Casting Design Optimization Using Numerical Simulation of Precision Forging Die for Large Titanium Alloy Integral Bulkhead

Abstract

In this paper, the competing requirements of material strength, casting formation and residual stress are considered in the design of a large bulkhead integral isothermal forging die using a design approach that incorporates an outer ring plus a die body. Thermal stress assembly was conducted to resolve the various manufacturing issues encountered in the production of this large-scale casting. This paper also proposes a design method for an expansion joint and material-saving holes to homogenize the cross-sectional thickness of the casting die by solving problems associated with defects and hot cracking during the casting process.
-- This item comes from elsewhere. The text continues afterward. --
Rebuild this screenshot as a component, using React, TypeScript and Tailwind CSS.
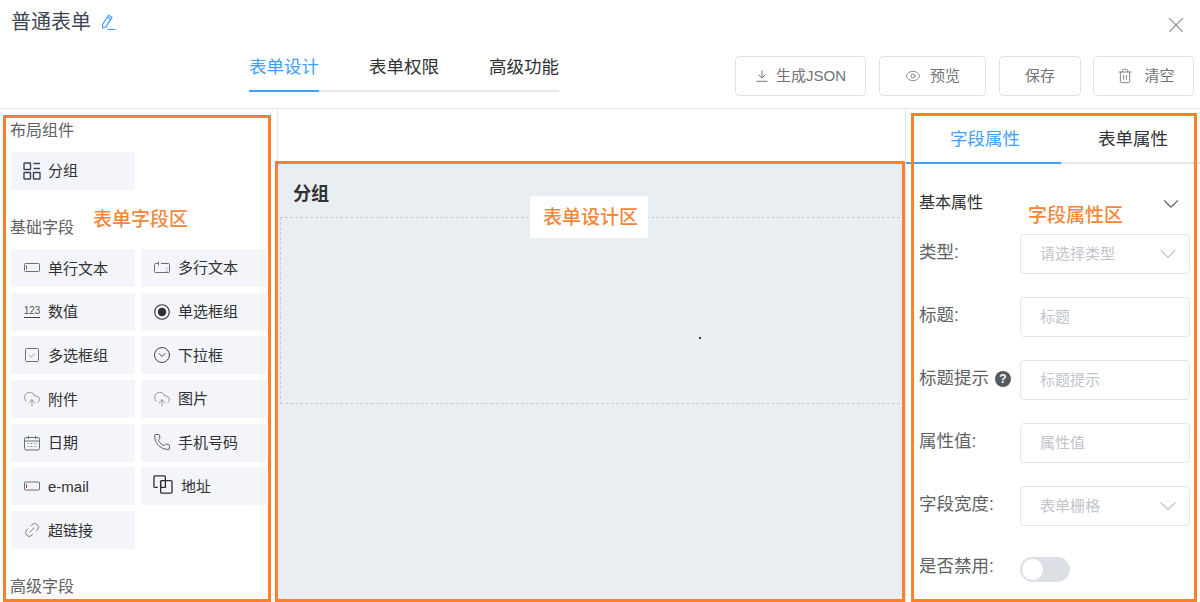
import React from 'react';
import { X, Eye, Trash2, ChevronDown, Phone, Link2, CloudUpload, CircleChevronDown } from 'lucide-react';

const iconCls = 'w-[16px] h-[16px] shrink-0 text-[#6b6f78]';

const PencilIcon = () => (
  <svg viewBox="0 0 16 17" className="w-[16px] h-[17px] shrink-0 text-[#409eff]" fill="none" stroke="currentColor" strokeWidth="1.2">
    <path d="M2.500 10.500L8.500 1.200l3.500 2.200-6 9.300-3.300 1.300z" />
    <path d="M7.300 3.200l3.500 2.200" />
    <path d="M7.500 15.500h8" />
  </svg>
);

const DownloadIcon = () => (
  <svg viewBox="0 0 12 12" className="w-[12px] h-[12px] shrink-0" fill="none" stroke="currentColor" strokeWidth="1">
    <path d="M6 0.500v7.500M2.800 4.800L6 8l3.200-3.200M0.500 11.300h11" />
  </svg>
);

const SingleLineIcon = () => (
  <svg viewBox="0 0 16 16" className={iconCls} fill="none" stroke="currentColor" strokeWidth="1">
    <rect x="0.5" y="3.5" width="15" height="8" rx="1" />
    <path d="M2.5 5.5v4" stroke="#b0486c" />
  </svg>
);

const MultiLineIcon = () => (
  <svg viewBox="0 0 16 16" className={iconCls} fill="none" stroke="currentColor" strokeWidth="1">
    <path d="M4 3.5H1.5a1 1 0 0 0-1 1v7a1 1 0 0 0 1 1h13a1 1 0 0 0 1-1v-7a1 1 0 0 0-1-1H7" />
    <path d="M4.5 1.5v4" />
    <path d="M12 7.5l1 1 1-1M12 10.5l1 1 1-1" strokeWidth="0.7" />
  </svg>
);

const NumberIcon = () => (
  <span className="w-[16px] shrink-0 flex flex-col items-center leading-none text-[10px] text-[#555] border-b border-[#444] pb-[1px]">123</span>
);

const RadioIcon = () => (
  <svg viewBox="0 0 16 16" className="w-[16px] h-[16px] shrink-0 text-[#303133]" fill="none" stroke="currentColor">
    <circle cx="8" cy="8" r="7.3" strokeWidth="1.1" />
    <circle cx="8" cy="8" r="4.2" fill="currentColor" stroke="none" />
  </svg>
);

const CheckIcon = () => (
  <svg viewBox="0 0 16 16" className={iconCls} fill="none" stroke="currentColor" strokeWidth="1">
    <rect x="1.5" y="1.5" width="13" height="13" rx="1" />
    <path d="M5 8l2.2 2.2L11 6.5" stroke="#a0a3aa" />
  </svg>
);

const CalendarIcon = () => (
  <svg viewBox="0 0 16 16" className={iconCls} fill="none" stroke="currentColor" strokeWidth="1">
    <rect x="0.5" y="2.5" width="15" height="12.5" rx="1.5" />
    <path d="M0.5 6h15M4.5 1v3M11.5 1v3" />
    <path d="M3.5 8.5h2M7 8.5h2M10.500 8.5h2M3.500 11.500h2M7 11.500h2M10.500 11.500h2" strokeWidth="0.9" strokeDasharray="1 0.6" />
  </svg>
);

const MailIcon = () => (
  <svg viewBox="0 0 16 16" className={iconCls} fill="none" stroke="currentColor" strokeWidth="1">
    <rect x="0.5" y="4" width="15" height="8" rx="1" />
    <path d="M2.5 6v4" stroke="#b0486c" />
  </svg>
);

const AddressIcon = () => (
  <svg viewBox="0 0 21 20" className="w-[20px] h-[19px] shrink-0 -ml-[1px] -mt-[3px] text-[#303133]" fill="none" stroke="currentColor" strokeWidth="1.4">
    <path d="M5 13H2a1 1 0 0 1-1-1V2a1 1 0 0 1 1-1h10a1 1 0 0 1 1 1v4" />
    <rect x="8" y="6" width="12" height="13" rx="1" />
    <path d="M8 6v6a1 1 0 0 0 1 1h4V6" />
  </svg>
);

const GroupIcon = () => (
  <svg viewBox="0 0 18 18" className="w-[18px] h-[18px] shrink-0 text-[#3c4354]" fill="none" stroke="currentColor" strokeWidth="1.4">
    <rect x="1" y="1" width="6.500" height="6.500" rx="0.5" />
    <rect x="1" y="10.500" width="6.500" height="6.500" rx="0.5" />
    <rect x="10.500" y="10.500" width="6.500" height="6.500" rx="0.5" />
    <path d="M10.500 1.500h6.500M10.500 6.500h6.500" />
  </svg>
);

type Field = { name: string; icon: React.ReactNode };

const fields: Field[] = [
  { name: '单行文本', icon: <SingleLineIcon /> },
  { name: '多行文本', icon: <MultiLineIcon /> },
  { name: '数值', icon: <NumberIcon /> },
  { name: '单选框组', icon: <RadioIcon /> },
  { name: '多选框组', icon: <CheckIcon /> },
  { name: '下拉框', icon: <CircleChevronDown size={18} strokeWidth={1.2} className="shrink-0 -mx-[1px] text-[#303133]" /> },
  { name: '附件', icon: <CloudUpload size={18} strokeWidth={1} className="shrink-0 -mx-[1px] text-[#777]" /> },
  { name: '图片', icon: <CloudUpload size={18} strokeWidth={1} className="shrink-0 -mx-[1px] text-[#777]" /> },
  { name: '日期', icon: <CalendarIcon /> },
  { name: '手机号码', icon: <Phone size={18} strokeWidth={1.1} className="shrink-0 -mx-[1px] -mt-[2px] text-[#444]" /> },
  { name: 'e-mail', icon: <MailIcon /> },
  { name: '地址', icon: <AddressIcon /> },
  { name: '超链接', icon: <Link2 size={18} strokeWidth={1} className="shrink-0 -mx-[1px] text-[#666] -rotate-45" /> },
];

const FieldItem = ({ name, icon, odd }: Field & { odd: boolean }) => (
  <div className="h-[38px] bg-[#f3f5fa] flex items-center gap-[8px] pl-[13px] text-[15px] text-[#303133]">
    {icon}
    <span className={odd ? 'pt-[1px]' : 'pt-[2px]'}>{name}</span>
  </div>
);

const TextBox = ({ placeholder, select }: { placeholder: string; select?: boolean }) => (
  <div className="w-[170px] h-[40px] shrink-0 border border-[#e2e4ec] rounded-[4px] flex items-center justify-between pl-[19px] pr-[7px] text-[15px] text-[#c0c4cc]">
    <span className="pt-[1px]">{placeholder}</span>
    {select && <ChevronDown size={28} strokeWidth={1} className="text-[#c0c4cc]" />}
  </div>
);

export default function App() {
  return (
    <div className="relative w-[1200px] h-[602px] overflow-hidden bg-white font-['Liberation_Sans','Noto_Sans_CJK_SC',sans-serif]">
      <header className="h-[109px] border-b border-[#e4e7ed]">
        <div className="h-[54px] flex items-start justify-between pl-[11px] pr-[11px] pt-[8px]">
          <div className="flex items-center gap-[9px] h-[28px]">
            <span className="text-[20px] text-[#3c4654]">普通表单</span>
            <PencilIcon />
          </div>
          <X size={26} strokeWidth={1} className="text-[#909399] mt-[4px]" />
        </div>
        <div className="flex items-start pl-[249px] pr-[6px]">
          <div className="flex gap-[50px] border-b-2 border-[#e4e7ed] h-[38px] text-[17.5px] text-[#303133] leading-[26px]">
            <span className="h-[38px] border-b-2 border-[#409eff] text-[#409eff]">表单设计</span>
            <span>表单权限</span>
            <span>高级功能</span>
          </div>
          <div className="ml-auto flex gap-[13px] text-[15px] text-[#707378] mt-[2px]">
            <button className="w-[131px] h-[40px] border border-[#dfe1e8] rounded-[4px] flex items-center justify-center gap-[8px] pl-[1px]">
              <DownloadIcon />
              生成JSON
            </button>
            <button className="w-[107px] h-[40px] border border-[#dfe1e8] rounded-[4px] flex items-center justify-center gap-[9px]">
              <Eye size={16} strokeWidth={1.2} />
              预览
            </button>
            <button className="w-[82px] h-[40px] border border-[#dfe1e8] rounded-[4px] flex items-center justify-center">保存</button>
            <button className="w-[101px] h-[40px] -ml-[1px] border border-[#dfe1e8] rounded-[4px] flex items-center justify-center gap-[11px] pl-[5px]">
              <Trash2 size={16} strokeWidth={1.3} />
              清空
            </button>
          </div>
        </div>
      </header>

      <main className="flex h-[493px]">
        <aside className="w-[278px] shrink-0 border-r border-[#e4e7ed] pl-[10px] overflow-hidden">
          <div className="mt-[11px] mb-[10px] h-[22px] leading-[22px] text-[16px] text-[#606266]">布局组件</div>
          <div className="w-[124px] ml-[1px] h-[38px] bg-[#f3f5fa] flex items-center gap-[7px] pl-[12px] text-[15px] text-[#303133]">
            <GroupIcon />
            <span className="pt-[1px]">分组</span>
          </div>
          <div className="mt-[27px] mb-[10px] h-[22px] leading-[22px] text-[16px] text-[#606266]">基础字段</div>
          <div className="grid grid-cols-[124px_125px] gap-x-[6px] gap-y-[5.67px] ml-[1px]">
            {fields.map((f, i) => (
              <FieldItem key={f.name} {...f} odd={i % 2 === 1} />
            ))}
          </div>
          <div className="mt-[27px] h-[22px] leading-[22px] text-[16px] text-[#606266]">高级字段</div>
        </aside>

        <section className="flex-1 pt-[55px]">
          <div className="h-[438px] bg-[#e9eef2] pt-[17px]">
            <div className="pl-[15px] h-[26px] leading-[26px] text-[18px] font-bold text-[#303133]">分组</div>
            <div className="relative mt-[10px] ml-[2px] h-[187px] border border-dashed border-[#c8ccd0]">
              <span className="absolute left-[418px] top-[119px] w-[2px] h-[2px] rounded-full bg-black" />
            </div>
          </div>
        </section>

        <aside className="w-[295px] shrink-0 border-l border-[#e4e7ed] pr-[10px]">
          <div className="flex h-[55px] mr-[-10px] text-[17.5px] text-[#303133]">
            <div className="w-[155px] flex items-center justify-center pt-[8px] pl-[3px] text-[#409eff] border-b-2 border-[#409eff]">字段属性</div>
            <div className="flex-1 flex items-center border-b-2 border-[#e4e7ed] pl-[37px] pt-[8px]">表单属性</div>
          </div>
          <div className="pl-[13px]">
            <div className="mt-[27px] mb-[21px] h-[22px] flex items-center justify-between pr-[6px] text-[16px] text-[#303133]">
              <span className="pt-[1px]">基本属性</span>
              <ChevronDown size={26} strokeWidth={1} className="text-[#606266] mt-[3px]" />
            </div>
            <div className="flex flex-col gap-[23px]">
              {[
                { label: '类型:', placeholder: '请选择类型', select: true },
                { label: '标题:', placeholder: '标题' },
                { label: '标题提示', placeholder: '标题提示', help: true },
                { label: '属性值:', placeholder: '属性值' },
                { label: '字段宽度:', placeholder: '表单栅格', select: true },
              ].map((row) => (
                <div key={row.label} className="flex items-center justify-between">
                  <div className="flex items-center gap-[6px] pb-[3px] text-[17.5px] text-[#606266]">
                    {row.label}
                    {row.help && (
                      <span className="w-[16px] h-[16px] rounded-full bg-[#55585f] text-white text-[12px] font-bold leading-[16px] text-center">?</span>
                    )}
                  </div>
                  <TextBox placeholder={row.placeholder} select={row.select} />
                </div>
              ))}
              <div className="flex items-center justify-between h-[40px]">
                <div className="pb-[5px] text-[17.5px] text-[#606266]">是否禁用:</div>
                <div className="w-[170px]">
                  <div className="w-[50px] h-[25px] rounded-full bg-[#dcdfe6] flex items-center pl-[2px]">
                    <div className="w-[21px] h-[21px] rounded-full bg-white" />
                  </div>
                </div>
              </div>
            </div>
          </div>
        </aside>
      </main>

      {/* annotation frames drawn over the screen */}
      <div className="absolute left-[3px] top-[115px] w-[268px] h-[487px] border-[3px] border-[#ff7f2a] pointer-events-none" />
      <div className="absolute left-[275px] top-[161px] w-[630px] h-[441px] border-[3px] border-[#ff7f2a] pointer-events-none" />
      <div className="absolute left-[911px] top-[113px] w-[286px] h-[489px] border-[3px] border-[#ff7f2a] pointer-events-none" />
      <span className="absolute left-[93px] top-[208px] text-[19px] leading-[24px] font-medium text-[#f5873b]">表单字段区</span>
      <span className="absolute left-[530px] top-[196px] w-[118px] h-[42px] bg-white pl-[13px] text-[19px] leading-[43px] font-medium text-[#f5873b]">表单设计区</span>
      <span className="absolute left-[1028px] top-[204px] text-[19px] leading-[24px] font-medium text-[#f5873b]">字段属性区</span>
    </div>
  );
}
The finite element method was used based on the equivalent liquid level descending method, the Niyama criterion, etc., to analyze the pouring of the sand model with different risers to choose the casting process. To resolve the occurrence of hot cracks during production, the design was optimized and the process was improved in combining with the simulation analysis result, after which carrying out another finite element analysis and by re-verifying the production process again. The results show that the simulated porosity, shrinkage and stress distribution are in accord with the practical production status. Based on the mechanical properties and a microstructure analysis, the tension strength of the K3 casting die at 950 °C is approximately 635 MPa, and the microstructures are typical dendrites. However, through the simulation, practical production, and analysis of the mechanical properties and microstructure, the die design method proposed in this paper offers benefits in solving casting forming problems and hot cracking of an integral oversized titanium bulkhead casting die, and a K3 superalloy die with a weight of 7.8 tons was successfully cast.